Is it art or is it smart conservation? Sometimes, the answer is both. One farmer in South Australia is fighting back against soil erosion using a patchwork of geometric designs plowed right into his fields. Brian Fischer, who farms 60 km (37 miles) north of Adelaide, came up with a creative and visually stunning way to protect his precious topsoil in the aftermath of recent brush fires. The result is a network of carefully planned swirls that create ridges in the topsoil, and Fischer says it’s working like a charm.
Fischer says the method is generations old. The design he used comes from a technique his father used on his farmland as early as 1944, but he admitted to a local radio station that he has no idea who came up with the concept originally, since his father most likely learned it from older farmers. The intricate geometric patterns, which Fischer says took several days to plow into the land, create ridges just high enough that they block the wind and prevent it from carrying away valuable topsoil. The erosion-fighting artwork has saved 15cm (nearly 6 inches) of topsoil, according to the creative farmer.
Related: We’ve lost a third of the world’s farmlands in the last 40 years
In addition to being smart about erosion control, Fischer also acted as his own photographer. He captured these stunning images of his art, in his fields, from his eldest son’s airplane.

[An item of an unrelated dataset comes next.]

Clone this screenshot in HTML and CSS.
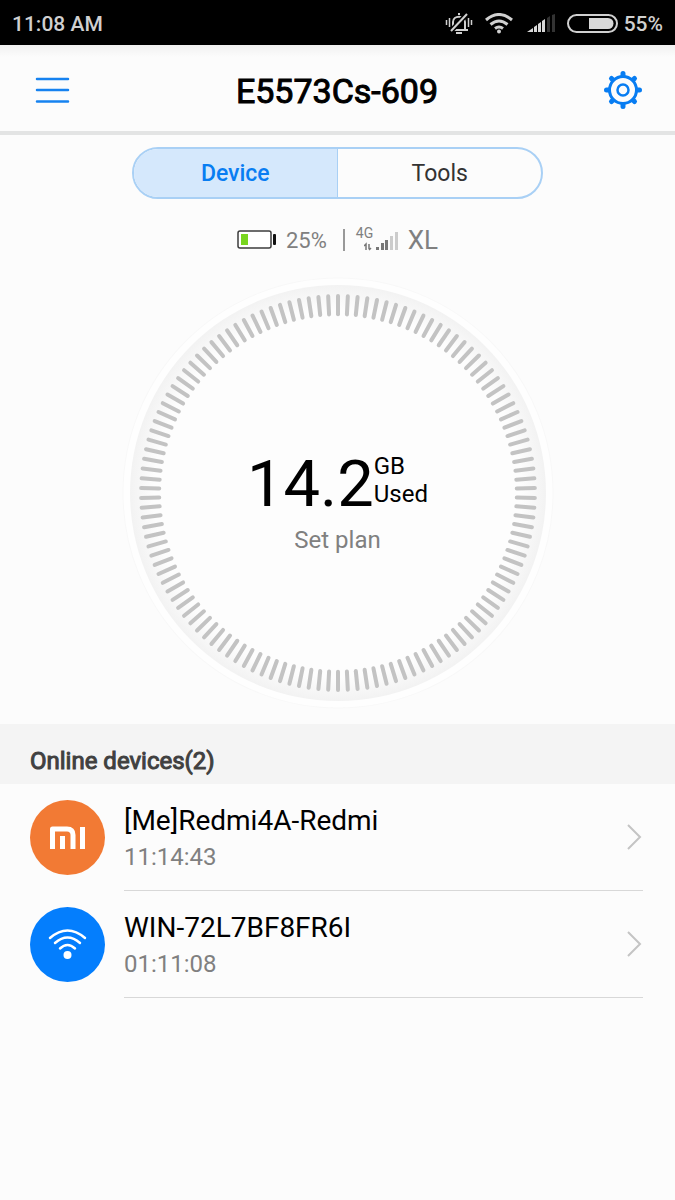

Because of the success of his unique approach to topsoil conservation, the farmer has been getting quite a bit of press in his local region, and may be inspiring other farmers to give geometric art a go for the sake of preserving their topsoil.
As Fischer explained to 3AW Radio, “It’s really worked. It’s stopped [the erosion] completely. You only get one shot at doing that. If you do it and don’t get it right, if you get it wrong, you can’t go back.”